WHAT TO WORK ON >>
Scan the listing below and copy every line holding "components".

○ ○ ○

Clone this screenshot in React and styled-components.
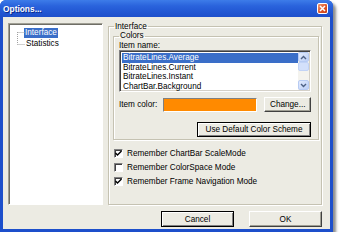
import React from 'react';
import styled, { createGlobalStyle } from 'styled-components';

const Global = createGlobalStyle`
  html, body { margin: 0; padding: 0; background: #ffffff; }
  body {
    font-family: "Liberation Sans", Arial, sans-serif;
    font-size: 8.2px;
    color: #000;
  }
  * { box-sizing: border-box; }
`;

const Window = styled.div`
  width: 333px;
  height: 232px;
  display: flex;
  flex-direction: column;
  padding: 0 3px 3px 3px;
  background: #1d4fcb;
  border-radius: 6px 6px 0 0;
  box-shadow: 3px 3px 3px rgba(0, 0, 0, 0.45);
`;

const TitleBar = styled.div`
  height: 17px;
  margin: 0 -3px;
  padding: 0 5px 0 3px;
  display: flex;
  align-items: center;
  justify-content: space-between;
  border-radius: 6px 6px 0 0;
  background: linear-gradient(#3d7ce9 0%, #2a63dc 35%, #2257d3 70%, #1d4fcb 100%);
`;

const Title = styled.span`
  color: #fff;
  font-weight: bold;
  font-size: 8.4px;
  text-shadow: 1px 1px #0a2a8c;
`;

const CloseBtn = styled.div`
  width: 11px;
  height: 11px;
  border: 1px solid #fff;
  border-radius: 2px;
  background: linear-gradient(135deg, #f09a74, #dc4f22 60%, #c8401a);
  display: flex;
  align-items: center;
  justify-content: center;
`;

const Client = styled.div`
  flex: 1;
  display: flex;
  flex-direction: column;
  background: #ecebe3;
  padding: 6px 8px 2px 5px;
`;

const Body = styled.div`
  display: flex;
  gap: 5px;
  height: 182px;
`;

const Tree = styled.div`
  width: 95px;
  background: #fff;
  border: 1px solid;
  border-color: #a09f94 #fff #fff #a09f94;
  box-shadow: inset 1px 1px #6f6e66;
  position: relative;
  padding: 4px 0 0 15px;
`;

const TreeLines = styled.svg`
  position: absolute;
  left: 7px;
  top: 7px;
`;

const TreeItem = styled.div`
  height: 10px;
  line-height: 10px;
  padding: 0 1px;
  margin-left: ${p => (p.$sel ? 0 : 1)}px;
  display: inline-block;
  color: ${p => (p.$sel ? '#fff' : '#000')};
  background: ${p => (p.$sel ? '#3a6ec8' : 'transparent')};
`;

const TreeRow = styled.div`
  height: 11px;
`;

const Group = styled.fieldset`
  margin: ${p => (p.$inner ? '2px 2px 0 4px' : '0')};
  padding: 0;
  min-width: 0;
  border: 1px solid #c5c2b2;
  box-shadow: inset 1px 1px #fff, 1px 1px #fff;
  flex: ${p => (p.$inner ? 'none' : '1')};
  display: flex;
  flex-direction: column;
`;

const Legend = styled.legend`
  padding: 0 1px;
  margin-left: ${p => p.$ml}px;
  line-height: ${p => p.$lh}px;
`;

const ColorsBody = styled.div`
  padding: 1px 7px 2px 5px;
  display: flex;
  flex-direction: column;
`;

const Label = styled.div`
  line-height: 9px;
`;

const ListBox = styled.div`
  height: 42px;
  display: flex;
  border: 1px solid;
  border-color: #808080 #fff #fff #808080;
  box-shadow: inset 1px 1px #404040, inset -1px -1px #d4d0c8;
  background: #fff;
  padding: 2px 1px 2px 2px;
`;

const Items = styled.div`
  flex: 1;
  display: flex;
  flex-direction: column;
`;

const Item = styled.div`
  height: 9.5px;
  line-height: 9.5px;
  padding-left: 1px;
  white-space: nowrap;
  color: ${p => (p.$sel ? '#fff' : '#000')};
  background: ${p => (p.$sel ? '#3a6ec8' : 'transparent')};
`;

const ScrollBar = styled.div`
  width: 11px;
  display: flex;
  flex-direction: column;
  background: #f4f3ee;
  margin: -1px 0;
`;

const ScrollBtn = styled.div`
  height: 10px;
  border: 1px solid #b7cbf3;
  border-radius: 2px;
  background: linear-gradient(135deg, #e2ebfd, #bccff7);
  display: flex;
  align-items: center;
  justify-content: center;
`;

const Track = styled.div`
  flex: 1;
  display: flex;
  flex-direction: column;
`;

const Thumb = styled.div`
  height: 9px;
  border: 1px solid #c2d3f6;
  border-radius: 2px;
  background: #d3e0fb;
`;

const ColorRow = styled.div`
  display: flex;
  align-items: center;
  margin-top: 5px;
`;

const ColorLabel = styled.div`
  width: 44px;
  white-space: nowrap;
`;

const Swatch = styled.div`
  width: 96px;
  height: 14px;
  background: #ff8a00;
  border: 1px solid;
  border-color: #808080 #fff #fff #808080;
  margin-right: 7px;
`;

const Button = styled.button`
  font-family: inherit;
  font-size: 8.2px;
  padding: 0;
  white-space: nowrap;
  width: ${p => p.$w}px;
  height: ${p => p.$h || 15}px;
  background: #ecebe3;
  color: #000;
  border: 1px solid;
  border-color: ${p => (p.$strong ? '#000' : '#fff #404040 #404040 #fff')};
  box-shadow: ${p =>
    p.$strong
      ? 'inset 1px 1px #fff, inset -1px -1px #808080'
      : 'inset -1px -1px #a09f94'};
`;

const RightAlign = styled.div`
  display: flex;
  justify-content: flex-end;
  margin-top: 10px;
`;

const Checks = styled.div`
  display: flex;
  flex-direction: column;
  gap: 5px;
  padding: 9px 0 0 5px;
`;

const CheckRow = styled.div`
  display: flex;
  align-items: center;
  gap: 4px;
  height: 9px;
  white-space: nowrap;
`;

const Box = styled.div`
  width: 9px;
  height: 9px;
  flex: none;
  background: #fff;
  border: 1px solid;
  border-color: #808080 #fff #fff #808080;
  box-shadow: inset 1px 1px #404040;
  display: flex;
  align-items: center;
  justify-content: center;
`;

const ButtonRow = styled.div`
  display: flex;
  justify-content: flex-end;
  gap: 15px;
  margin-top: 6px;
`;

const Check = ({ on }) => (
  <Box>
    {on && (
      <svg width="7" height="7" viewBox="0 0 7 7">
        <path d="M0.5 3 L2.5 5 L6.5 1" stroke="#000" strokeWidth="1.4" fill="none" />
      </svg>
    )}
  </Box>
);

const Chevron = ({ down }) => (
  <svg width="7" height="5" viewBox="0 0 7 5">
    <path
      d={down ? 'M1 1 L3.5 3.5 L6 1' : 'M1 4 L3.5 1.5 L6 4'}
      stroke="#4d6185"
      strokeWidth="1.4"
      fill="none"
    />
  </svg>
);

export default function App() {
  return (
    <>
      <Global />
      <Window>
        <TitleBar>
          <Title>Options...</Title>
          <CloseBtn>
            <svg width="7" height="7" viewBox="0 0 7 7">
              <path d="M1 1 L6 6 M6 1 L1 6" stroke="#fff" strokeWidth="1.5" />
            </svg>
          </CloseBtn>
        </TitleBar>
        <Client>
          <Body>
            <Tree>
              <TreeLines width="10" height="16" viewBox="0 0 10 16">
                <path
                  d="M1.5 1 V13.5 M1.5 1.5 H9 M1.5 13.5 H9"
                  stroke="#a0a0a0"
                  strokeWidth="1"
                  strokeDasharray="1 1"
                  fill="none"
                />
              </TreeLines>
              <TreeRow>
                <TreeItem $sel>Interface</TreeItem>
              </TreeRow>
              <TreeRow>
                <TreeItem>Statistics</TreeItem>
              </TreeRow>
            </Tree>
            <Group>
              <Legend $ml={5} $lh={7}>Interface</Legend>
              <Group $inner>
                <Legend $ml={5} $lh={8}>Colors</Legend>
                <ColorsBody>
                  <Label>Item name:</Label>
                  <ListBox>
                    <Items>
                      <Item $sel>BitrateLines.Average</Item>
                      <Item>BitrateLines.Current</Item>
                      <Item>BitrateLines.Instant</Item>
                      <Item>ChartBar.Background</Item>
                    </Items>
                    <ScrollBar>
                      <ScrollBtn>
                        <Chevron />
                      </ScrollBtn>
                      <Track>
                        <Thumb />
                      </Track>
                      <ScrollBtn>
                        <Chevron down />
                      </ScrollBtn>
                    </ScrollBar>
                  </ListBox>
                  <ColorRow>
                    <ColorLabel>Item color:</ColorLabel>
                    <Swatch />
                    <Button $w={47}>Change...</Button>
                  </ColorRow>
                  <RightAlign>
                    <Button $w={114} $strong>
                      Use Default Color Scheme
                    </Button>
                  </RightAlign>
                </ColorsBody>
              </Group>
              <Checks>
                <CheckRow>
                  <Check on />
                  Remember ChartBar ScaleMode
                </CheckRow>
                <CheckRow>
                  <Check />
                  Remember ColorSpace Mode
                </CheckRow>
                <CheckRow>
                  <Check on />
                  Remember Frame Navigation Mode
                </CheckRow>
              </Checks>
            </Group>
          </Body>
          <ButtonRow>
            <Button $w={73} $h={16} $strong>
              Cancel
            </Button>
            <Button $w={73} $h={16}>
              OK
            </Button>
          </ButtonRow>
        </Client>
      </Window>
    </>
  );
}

○ ○ ○

REPLY TO THE EXERCISE >>
Clone this screenshot in React and styled-components.
import styled, { createGlobalStyle } from 'styled-components';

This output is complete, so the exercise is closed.